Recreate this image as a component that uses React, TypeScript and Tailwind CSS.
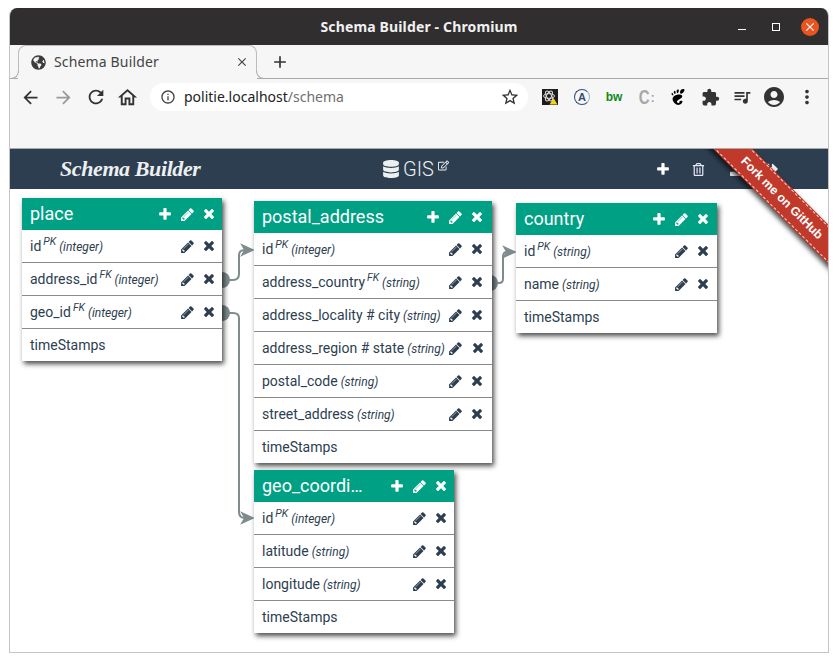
import React from "react";
import { FaDatabase, FaRegTrashAlt, FaRegEdit, FaGlobeAmericas, FaDownload, FaSignOutAlt } from "react-icons/fa";
import { MdArrowBack, MdArrowForward, MdRefresh, MdOutlineHome, MdInfoOutline, MdStarBorder, MdQueueMusic, MdAccountCircle, MdMoreVert, MdClose, MdAdd, MdExtension } from "react-icons/md";
import { SiGnome } from "react-icons/si";

type Field = { name: string; key?: string; type?: string };
type NodeT = { title: string; cls: string; pr: string; fields: Field[] };

const nodes: NodeT[] = [
  {
    title: "place",
    cls: "left-[12px] top-[49px] w-[200px]",
    pr: "pr-[2px]",
    fields: [
      { name: "id", key: "PK", type: "integer" },
      { name: "address_id", key: "FK", type: "integer" },
      { name: "geo_id", key: "FK", type: "integer" },
      { name: "timeStamps" },
    ],
  },
  {
    title: "postal_address",
    cls: "left-[244px] top-[52px] w-[238px]",
    pr: "pr-[4px]",
    fields: [
      { name: "id", key: "PK", type: "integer" },
      { name: "address_country", key: "FK", type: "string" },
      { name: "address_locality # city", type: "string" },
      { name: "address_region # state", type: "string" },
      { name: "postal_code", type: "string" },
      { name: "street_address", type: "string" },
      { name: "timeStamps" },
    ],
  },
  {
    title: "country",
    cls: "left-[506px] top-[54px] w-[201px]",
    pr: "pr-[3px]",
    fields: [
      { name: "id", key: "PK", type: "string" },
      { name: "name", type: "string" },
      { name: "timeStamps" },
    ],
  },
  {
    title: "geo_coordi…",
    cls: "left-[244px] top-[321px] w-[200px]",
    pr: "pr-[2px]",
    fields: [
      { name: "id", key: "PK", type: "integer" },
      { name: "latitude", type: "string" },
      { name: "longitude", type: "string" },
      { name: "timeStamps" },
    ],
  },
];

function PlusIcon({ className = "" }: { className?: string }) {
  return (
    <svg className={className} viewBox="0 0 1408 1792" width="12" height="15" fill="currentColor">
      <path d="M1408 736v192q0 40-28 68t-68 28h-416v416q0 40-28 68t-68 28h-192q-40 0-68-28t-28-68v-416h-416q-40 0-68-28t-28-68v-192q0-40 28-68t68-28h416v-416q0-40 28-68t68-28h192q40 0 68 28t28 68v416h416q40 0 68 28t28 68z" />
    </svg>
  );
}

function PencilIcon() {
  return (
    <svg viewBox="0 0 1536 1792" width="13" height="15" fill="currentColor">
      <path d="M363 1536l91-91-235-235-91 91v107h128v128h107zm523-928q0-22-22-22-10 0-17 7l-542 542q-7 7-7 17 0 22 22 22 10 0 17-7l542-542q7-7 7-17zm-54-192l416 416-832 832h-416v-416zm683 96q0 53-37 90l-166 166-416-416 166-165q36-38 90-38 53 0 91 38l235 234q37 39 37 91z" />
    </svg>
  );
}

function TimesIcon() {
  return (
    <svg viewBox="0 0 1408 1792" width="12" height="15" fill="currentColor">
      <path d="M1298 1202q0 40-28 68l-136 136q-28 28-68 28t-68-28l-294-294-294 294q-28 28-68 28t-68-28l-136-136q-28-28-28-68t28-68l294-294-294-294q-28-28-28-68t28-68l136-136q28-28 68-28t68 28l294 294 294-294q28-28 68-28t68 28l136 136q28 28 28 68t-28 68l-294 294 294 294q28 28 28 68z" />
    </svg>
  );
}

function TableNode({ node }: { node: NodeT }) {
  return (
    <div className={`absolute z-10 bg-white shadow-[2px_3px_5px_rgba(0,0,0,0.7)] ${node.cls}`}>
      <div className={`flex h-[32px] items-center justify-between bg-[#00a085] pl-[8px] text-white ${node.pr}`}>
        <span className="whitespace-nowrap text-[18px] leading-[32px]">{node.title}</span>
        <span className="flex shrink-0 items-center">
          <span className="flex w-[22px] justify-center"><PlusIcon /></span>
          <span className="flex w-[22px] justify-center"><PencilIcon /></span>
          <span className="flex w-[22px] justify-center"><TimesIcon /></span>
        </span>
      </div>
      {node.fields.map((f, i) => {
        const last = i === node.fields.length - 1;
        return (
          <div
            key={f.name}
            className={`flex items-center justify-between pl-[8px] text-[14px] text-[#2c3e50] ${node.pr} ${last ? "h-[32px]" : "h-[33px] border-b border-[#8a8a8a]"}`}
          >
            <span className="whitespace-nowrap leading-[20px]">
              {f.name}
              {f.key && <sup className="ml-[2px] text-[10.5px] italic leading-none">{f.key}</sup>}
              {f.type && <em className="ml-[3px] text-[12px]">({f.type})</em>}
            </span>
            {f.name !== "timeStamps" && (
              <span className="flex shrink-0 items-center">
                <span className="flex w-[22px] justify-center"><PencilIcon /></span>
                <span className="flex w-[22px] justify-center"><TimesIcon /></span>
              </span>
            )}
          </div>
        );
      })}
    </div>
  );
}

function Connections() {
  return (
    <svg className="absolute left-0 top-0 z-0" width="818" height="503" fill="none" stroke="#7f8c8d" strokeWidth="2">
      <g fill="#7f8c8d" stroke="none">
        <circle cx="212" cy="131" r="8" />
        <circle cx="212" cy="164" r="8" />
        <circle cx="480" cy="134" r="8" />
      </g>
      <path d="M219 131 H223 Q229 131 229 125 V106 Q229 101 235 101 H243" />
      <path d="M232 96 L243 101 L232 106 L235 101 Z" fill="#7f8c8d" strokeWidth="1.5" />
      <path d="M219 164 H223 Q229 164 229 169 V363 Q229 369 235 369 H243" />
      <path d="M232 364 L243 369 L232 374 L235 369 Z" fill="#7f8c8d" strokeWidth="1.5" />
      <path d="M487 134 H489 Q493 134 493 130 V108 Q493 103 497 103 H505" />
      <path d="M494 98 L505 103 L494 108 L497 103 Z" fill="#7f8c8d" strokeWidth="1.5" />
    </svg>
  );
}

function ToolbarExtensions() {
  return (
    <div className="flex items-center">
      <span className="flex w-[32px] justify-center">
        <svg width="16" height="16" viewBox="0 0 16 16">
          <rect width="16" height="16" fill="#1d1d1d" />
          <g fill="none" stroke="#d8d8d8" strokeWidth="1">
            <ellipse cx="7" cy="7" rx="5.5" ry="2.4" />
            <ellipse cx="7" cy="7" rx="5.5" ry="2.4" transform="rotate(60 7 7)" />
            <ellipse cx="7" cy="7" rx="5.5" ry="2.4" transform="rotate(120 7 7)" />
          </g>
          <path d="M11.5 9 L15.5 15.5 H7.5 Z" fill="#f4d21f" />
        </svg>
      </span>
      <span className="flex w-[32px] justify-center">
        <span className="flex h-[16px] w-[16px] items-center justify-center rounded-full border border-[#2f4f73] border-r-[#9fb2c6] font-['Liberation_Sans',sans-serif] text-[11px] font-bold leading-none text-[#2f4f73]">A</span>
      </span>
      <span className="flex w-[32px] justify-center font-['Liberation_Sans',sans-serif] text-[12px] font-bold leading-none tracking-[-0.2px] text-[#0e8a16]">bw</span>
      <span className="flex w-[32px] items-center justify-center font-['Liberation_Sans',sans-serif] font-bold leading-none text-[#a8a8a8]">
        <span className="inline-block scale-x-75 text-[20px]">C</span>
        <span className="ml-[-1px] text-[13px]">:</span>
      </span>
      <span className="flex w-[32px] justify-center"><SiGnome className="text-[16px] text-black" /></span>
      <span className="flex w-[32px] justify-center"><MdExtension className="text-[19px] text-[#333]" /></span>
      <span className="flex w-[32px] justify-center"><MdQueueMusic className="text-[20px] text-[#333]" /></span>
      <span className="flex w-[32px] justify-center"><MdAccountCircle className="text-[24px] text-[#333]" /></span>
      <span className="flex w-[32px] justify-center"><MdMoreVert className="ml-[2px] text-[22px] text-[#333]" /></span>
    </div>
  );
}

export default function App() {
  return (
    <div className="h-[661px] w-[838px] overflow-hidden bg-white pl-[9px] pr-[9px] pt-[8px] font-['Roboto',sans-serif]">
      <div className="flex h-[645px] w-[820px] flex-col overflow-hidden rounded-t-[8px] border border-t-0 border-[#c4c4c4]">
        {/* title bar */}
        <div className="relative flex h-[37px] shrink-0 items-center justify-center bg-[#302e2e] font-['Noto_Sans',sans-serif] text-[14px] font-bold tracking-[0.15px] text-[#f0f0f0]">
          Schema Builder - Chromium
          <div className="absolute right-[9px] top-0 flex h-full items-center">
            <span className="mr-[26px] mt-[6px] h-[1px] w-[8px] bg-white" />
            <span className="mr-[21px] h-[8px] w-[8px] border border-white" />
            <span className="flex h-[18px] w-[18px] items-center justify-center rounded-full bg-[#e95420]">
              <MdClose className="text-[14px] text-white" />
            </span>
          </div>
        </div>

        {/* tab strip */}
        <div className="flex h-[34px] shrink-0 border-b border-[#aaa] bg-[#f6f6f6] pl-[8px] font-['Noto_Sans',sans-serif]">
          <div className="relative flex h-[34px] w-[239px] items-center rounded-t-[8px] border border-b-0 border-[#bdbdbd] bg-[#f6f6f6] pb-[1px] pl-[12px] pr-[7px] text-[14px] text-[#444]">
            <span className="absolute bottom-0 left-[-1px] h-[8px] w-[1px] bg-[#f6f6f6]" />
            <span className="absolute bottom-0 right-[-1px] h-[8px] w-[1px] bg-[#f6f6f6]" />
            <span className="absolute bottom-0 left-[-9px] h-[8px] w-[9px] rounded-br-[8px] border-b border-r border-[#aaa]" />
            <span className="absolute bottom-0 right-[-9px] h-[8px] w-[9px] rounded-bl-[8px] border-b border-l border-[#aaa]" />
            <FaGlobeAmericas className="text-[15px] text-[#3c3c3c]" />
            <span className="mb-[2px] ml-[8px] flex-1 tracking-[0.15px]">Schema Builder</span>
            <MdClose className="text-[14px] text-[#444]" />
          </div>
          <span className="ml-[13px] flex items-center"><MdAdd className="text-[20px] text-[#333]" /></span>
        </div>

        {/* toolbar */}
        <div className="flex h-[70px] shrink-0 flex-col border-b border-[#aaa] bg-[#f6f6f6]">
          <div className="mt-[4px] flex h-[28px] items-center pl-[10px]">
            <MdArrowBack className="text-[21px] text-[#333]" />
            <MdArrowForward className="ml-[12px] text-[21px] text-[#999]" />
            <MdRefresh className="ml-[11px] text-[22px] text-[#333]" />
            <MdOutlineHome className="ml-[9px] text-[23px] text-[#333]" />
            <div className="ml-[11px] flex h-[28px] w-[378px] items-center rounded-full bg-white pl-[10px] pr-[8px] font-['Noto_Sans',sans-serif] text-[14px]">
              <MdInfoOutline className="text-[16px] text-[#444]" />
              <span className="mb-[2px] ml-[8px] flex-1 text-[#222]">politie.localhost<span className="text-[#6f6f6f]">/schema</span></span>
              <MdStarBorder className="text-[20px] text-[#333]" />
            </div>
            <div className="ml-[6px]"><ToolbarExtensions /></div>
          </div>
        </div>

        {/* app navbar */}
        <div className="relative flex-1">
          <div className="flex h-[40px] items-center bg-[#2c3e50] text-[#ecf0f1]">
            <span className="ml-[50px] w-[322px] font-['Liberation_Serif',serif] text-[22px] font-bold italic leading-none tracking-[-0.4px]">Schema Builder</span>
            <FaDatabase className="text-[18px]" />
            <span className="ml-[3px] text-[20px] font-light leading-none">GIS</span>
            <FaRegEdit className="mb-[8px] ml-[4px] text-[11px]" />
            <div className="ml-auto flex items-center pr-[50px]">
              <PlusIcon className="text-white" />
              <FaRegTrashAlt className="ml-[23px] text-[13px] text-[#e6e6fa]" />
              <FaDownload className="ml-[25px] text-[14px]" />
              <FaSignOutAlt className="ml-[20px] text-[14px]" />
            </div>
          </div>

          <Connections />
          {nodes.map((n) => (
            <TableNode key={n.title} node={n} />
          ))}

          {/* ribbon */}
          <div className="absolute right-0 top-0 z-20 h-[140px] w-[140px] overflow-hidden">
            <div className="absolute left-[-6px] top-[35px] w-[200px] rotate-45 bg-[#c0392b] py-[1px] text-center font-['Liberation_Sans',sans-serif] shadow-[-2px_3px_5px_rgba(0,0,0,0.7)]">
              <div className="border-y border-dashed border-[#f3d3cf] py-[4px] text-[12.25px] font-bold leading-[16px] text-white">Fork me on GitHub</div>
            </div>
          </div>
        </div>
      </div>
    </div>
  );
}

(SET EXERCISE)
Every line from the top of the material above through the line with "string; cls: string;" should be duplicated exactly, please; leave out the pictures.

(REPLY)
Recreate this image as a component that uses React, TypeScript and Tailwind CSS.
import React from "react";
import { FaDatabase, FaRegTrashAlt, FaRegEdit, FaGlobeAmericas, FaDownload, FaSignOutAlt } from "react-icons/fa";
import { MdArrowBack, MdArrowForward, MdRefresh, MdOutlineHome, MdInfoOutline, MdStarBorder, MdQueueMusic, MdAccountCircle, MdMoreVert, MdClose, MdAdd, MdExtension } from "react-icons/md";
import { SiGnome } from "react-icons/si";

type Field = { name: string; key?: string; type?: string };
type NodeT = { title: string; cls: string; pr: string; fields: Field[] };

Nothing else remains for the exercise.